The Place of Meaning in Art
I have been called to task a few times now over the meaning of my work. Typically, the assertion is either that it "doesn't *mean* anything", or else I am explicitly asked: "*What* does it mean?"
The problem is, I neither understand nor credit the relevance of these assertions (the second, indeed, is far more an assertion than a question).
So far as literature goes, meaning is one of the many ways that a reader seeks to take control of a text. I say "take control" rather than "understand", because when a reader disputes the meaning of a text, there's a concomitant implication that the artistic status of that text is also somehow in dispute. This is specious reasoning that needs to be addressed.
I have said several times, both in my criticism and fiction (the two are inseparable; I'm not even sure the two are distinct), that art does not need to "mean" anything.
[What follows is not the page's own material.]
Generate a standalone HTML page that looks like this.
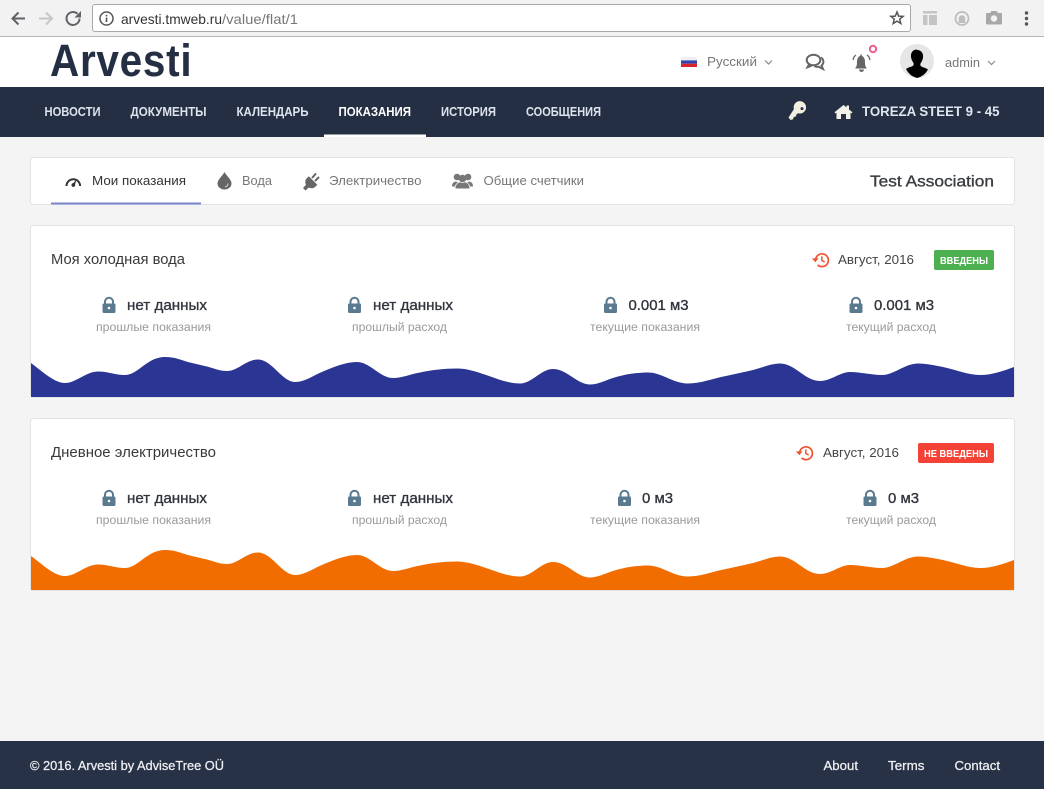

It's a familiar enough idea; after all, if we failed to accept this, abstract art would be a contradiction in terms. But my assertion goes somewhat further:
1. Art actually occurs only where meaning is in jeopardy;
2. Art resists meaning because:
2.1 Meaning is exclusive, not inclusive: it prejudices the communication between people concerning a thing over the communication between a person and a thing, which it deems irrelevant. And even where people and things come to an agreement on this count, meaning still reduces communication to that of the lowest common denominator -- the group's maximum level of "meaningful" agreement. Art, on the other hand, does not distinguish between its recipients; even viewed as its own recipient, art resists the formation of meaning.
2.2 Meaning entails the abuse of power. It occurs where something is forcibly taken away from something or someone else. In other words, meaning cannot be exercised "neutrally." Where meaning is taken, meaning is also taken *away*; it is finite, indivisible, and shareable only in an impoverished form as per 2.1. Art, on the other hand, entails the balance of opposing forces; it is not an assertion, but a rearrangement.
2.3 Meaning is a socialising tool; it enforces a level of communal understanding at the expense of private (individual) understanding. It is the fear of losing meaning that holds a society together, even against itself: the rationalisation is that meaning and identity are inseparable.
2.4 Meaning comes to us coloured by a history of human engagement. Its elements -- words, sounds, colours and shapes -- are smooth at the edges, for the number of times, like old currency, they have changed hands in dispute; they carry the smell and taint of those struggles. It is impossible, for example, even to imagine the word "apostasy" without a sensation of dread.
3. Since art is compelled to work with second-hand products (2.4), it seeks to set its elements against themselves, so that all parts are in balance; the experience of this is effortless.